Juda zal “in die dagen” samen met het overblijfsel van Israël terugkeren naar het land (vers 18; Mi 2:12). Hier spreekt Jeremia over een terugkeer van Juda, wat betekent dat ook Juda uit het land zal worden weggevoerd. Ze komen uit het noorden, uit de richting waar hun vijanden vandaan zijn gekomen, zowel Assyrië als Babel, en hen hebben weggevoerd. In het vrederijk zullen de beide rijken weer herenigd zijn en zal het één volk zijn (Ez 37:16-17). Ze zullen wonen in het land van de beloften die de HEERE aan de vaderen heeft gedaan dat zij het erfelijk zullen bezitten.
19 - 20 Israëls ongehoorzaamheid
19 Ík had wel gezegd:
Hoe kan Ik u tot kinderen maken
en u een begerenswaardig land geven,
het sierlijke erfelijk bezit van de heidenvolken?
Ik zei: U zult tot Mij roepen: Mijn Vader,
en u zult zich van achter Mij niet afkeren.
20 Voorwaar, [zoals] een vrouw haar [levens]gezel ontrouw wordt,
zo bent u Mij ontrouw geworden, huis van Israël, spreekt de HEERE.
In deze verzen staan het voornemen en verlangen van God en de ontrouw van het volk tegenover elkaar. God heeft Zijn volk tot Zijn kinderen willen maken en hen in een sieraadland, “een begerenswaardig land”, “het sierlijke erfelijk bezit” laten wonen (vers 19). Hij wilde van hen een reactie horen die Hij mocht verwachten, een reactie van dankbaarheid, wederliefde en trouw. Hij wilde dat zij tot Hem “mijn Vader” zouden roepen (vgl. Js 64:8a) en dat zij zich niet meer van achter Hem zouden afkeren.
Maar in plaats daarvan is het volk Hem ontrouw geworden (vers 20). Er staat niet eens bij dat het volk andere goden is gaan dienen. De nadruk ligt op het feit dat zij ondanks zoveel liefde van de HEERE Hem ontrouw zijn geworden en niet bij Hem zijn gebleven. Dat is een grote smart voor de HEERE.
21 - 25 Vermaning tot berouw
21 Er wordt een geluid gehoord op de kale hoogten,
een geween, smeekbeden door de Israëlieten,
want zij hebben hun weg krom gemaakt,
zij hebben de HEERE, hun God, vergeten.
22 Keer terug, afkerige kinderen,
Ik zal [u] van uw afdwalingen genezen.
Zie, [hier] zijn wij. Wij komen tot U,
want U bent de HEERE, onze God.
23 Voorwaar, tevergeefs [verwacht men het] van de heuvels,
[en] de menigte van de bergen.
Voorwaar, in de HEERE, onze God,
is het heil van Israël.
24 Die schande heeft
de arbeid van onze vaderen verslonden, van onze jeugd af,
hun schapen en hun runderen,
hun zonen en hun dochters.
25 Wij liggen in onze schande
en onze smaad overdekt ons,
want tegen de HEERE, onze God, hebben wij gezondigd,
wij en onze vaderen, van onze jeugd af
tot op deze dag,
wij hebben niet geluisterd naar de stem van de HEERE, onze God.

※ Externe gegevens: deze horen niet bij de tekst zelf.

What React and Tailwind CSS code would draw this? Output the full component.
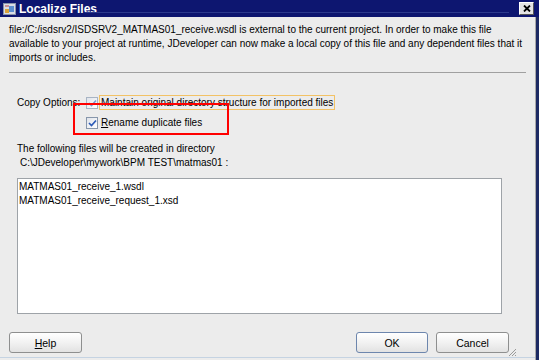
import React from 'react';

const font = { fontFamily: '"Liberation Sans", Arial, sans-serif' };

const Check = ({ faded }) => (
    <span className={`w-[12px] h-[12px] border ${faded ? 'border-[#a8b4c4]' : 'border-[#8796ab]'} bg-gradient-to-br from-[#dfe3ea] to-white flex items-center justify-center shrink-0`}>
        <svg width="9" height="8" viewBox="0 0 9 8">
            <path d="M1 4 L3.5 6.5 L8 1.5" fill="none" stroke={faded ? '#7d9bd0' : '#2c5bb7'} strokeWidth="1.7" />
        </svg>
    </span>
);

const Button = ({ children, primary, className = '' }) => (
    <button className={`h-[21px] rounded-[3px] border ${primary ? 'border-[#6d86ad]' : 'border-[#8e8f8f]'} bg-gradient-to-b from-white via-[#f2f2f2] to-[#e2e2e2] text-[10.5px] text-black flex items-center justify-center ${className}`}>
        {children}
    </button>
);

const App = () => {
    return (
        <div className="w-[539px] h-[360px] bg-[#1d2a63] overflow-hidden text-[10px] leading-[14px] text-black" style={font}>
            <div className="h-[17px] bg-[#0d1670] flex items-center pl-[3px] pr-[5px] relative">
                <div className="absolute left-[85px] right-[30px] top-[12px] h-px bg-[#2c3a8c]"></div>
                <svg width="13" height="12" viewBox="0 0 13 12" className="shrink-0">
                    <rect x="0.5" y="0.5" width="12" height="11" fill="#d8dde6" stroke="#8a93a8" />
                    <rect x="2" y="6" width="4" height="4" fill="#d9a23a" />
                    <rect x="6" y="3" width="5" height="6" fill="#5d8fd0" />
                    <path d="M2 3 L6 3" stroke="#b44" strokeWidth="1" />
                </svg>
                <span className="ml-[3px] text-white font-bold text-[12px]">Localize Files</span>
                <div className="flex-1"></div>
                <div className="w-[15px] h-[13px] bg-[#e4e4e4] border border-[#ffffff] border-r-[#555] border-b-[#555] flex items-center justify-center">
                    <svg width="8" height="7" viewBox="0 0 8 7">
                        <path d="M1 0.5 L7 6.5 M7 0.5 L1 6.5" stroke="#000" strokeWidth="1.8" />
                    </svg>
                </div>
            </div>

            <div className="w-[536px] h-[343px] bg-[#ececec] border-r border-[#a9a9a9] relative flex flex-col">
                <p className="mt-[6px] pl-[9px] whitespace-nowrap">
                    file:/C:/isdsrv2/ISDSRV2_MATMAS01_receive.wsdl is external to the current project. In order to make this file<br />
                    available to your project at runtime, JDeveloper can now make a local copy of this file and any dependent files that it<br />
                    imports or includes.
                </p>
                <div className="mt-[7px] mx-[9px] h-[2px] border-t border-[#a0a0a0] border-b-white"></div>

                <div className="mt-[21px] flex items-center h-[15px] whitespace-nowrap">
                    <span className="ml-[17px] w-[69px]">Copy Options:</span>
                    <Check faded />
                    <span className="ml-[1px] px-[1px] border border-[#f2c266] h-[15px] flex items-center">Maintain original directory structure for imported files</span>
                </div>
                <div className="mt-[5px] flex items-center h-[15px] whitespace-nowrap">
                    <span className="ml-[86px]"></span>
                    <Check />
                    <span className="ml-[3px]"><span className="underline">R</span>ename duplicate files</span>
                </div>

                <p className="mt-[12px] pl-[17px]">The following files will be created in directory</p>
                <p className="pl-[20px]">C:\JDeveloper\mywork\BPM TEST\matmas01 :</p>

                <div className="mt-[8px] ml-[17px] w-[485px] h-[136px] bg-white border border-[#9ea3a8] px-[1px] py-[1px]">
                    <div>MATMAS01_receive_1.wsdl</div>
                    <div>MATMAS01_receive_request_1.xsd</div>
                </div>

                <div className="mt-[18px] flex items-center">
                    <Button className="ml-[9px] w-[73px]"><span className="underline">H</span>elp</Button>
                    <div className="flex-1"></div>
                    <Button primary className="w-[72px]">OK</Button>
                    <Button className="ml-[8px] w-[73px] mr-[26px]">Cancel</Button>
                </div>

                <div className="absolute left-0 right-0 bottom-[2px] h-px bg-[#c5d3e2]"></div>
                <svg width="9" height="9" viewBox="0 0 9 9" className="absolute right-[18px] bottom-[3px]">
                    <path d="M8 1 L1 8 M8 4 L4 8 M8 7 L7 8" stroke="#9a9a9a" strokeWidth="1" />
                </svg>

                <div className="absolute left-[73px] top-[86px] w-[156px] h-[32px] border-2 border-[#ff0000]"></div>
            </div>
        </div>
    );
};

export default App;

Het geluid van smeekbeden wordt gehoord “op de kale hoogten”, dat zijn de plaatsen waar het volk afgoderij bedrijft (vers 21; vers 2). Omdat hun afwijken van de HEERE niet het verwachte resultaat heeft opgeleverd, huilen en smeken ze nu. Het antwoord van God daarop is een antwoord van wonderbare genade. Hij roept Zijn “afkerige kinderen” op terug te keren (vers 22a). Als ze dat doen, kan Hij hen van hun afdwalingen genezen. Wie terugkeert tot de HEERE met oprecht berouw over zijn zonden, zal geen verlangen meer hebben terug te keren naar de modderpoel van de zonde.
Jeremia belijdt de toestand van het volk, waarmee hij zich een maakt. Door de mond van Jeremia zegt het volk dat zij tot Hem komen en erkennen ze dat Hij de HEERE hun God is (vers 22b). Ze erkennen ook dat ze hun heil tevergeefs bij de afgoden op de heuvels en de menigte van de bergen hebben gezocht (vers 23). Hun heil, de behoudenis van Israël, is alleen in de HEERE hun God.
Het volk ziet dat ze vanaf hun jeugd schande over zich hebben gehaald door tegen de HEERE te zondigen (verzen 24-25). Ze belijden de zonde van hun vaderen en ook die van henzelf, “wij en onze vaderen”. Er is geen enkele verontschuldiging meer, geen poging om hun zonden te verbergen of goed te praten. Ze erkennen dat de oorzaak ligt in het niet luisteren naar de stem van de HEERE, hun God.
Als wij terugkijken, hebben we nooit spijt van wat we goed hebben gedaan. Spijt hebben we alleen als we terugkijken naar de verkeerde dingen die we hebben gedaan (vgl. Rm 6:21). Dat zijn dingen die, toen ze vóór ons waren, toen we ernaar keken, aantrekkelijk leken om te doen.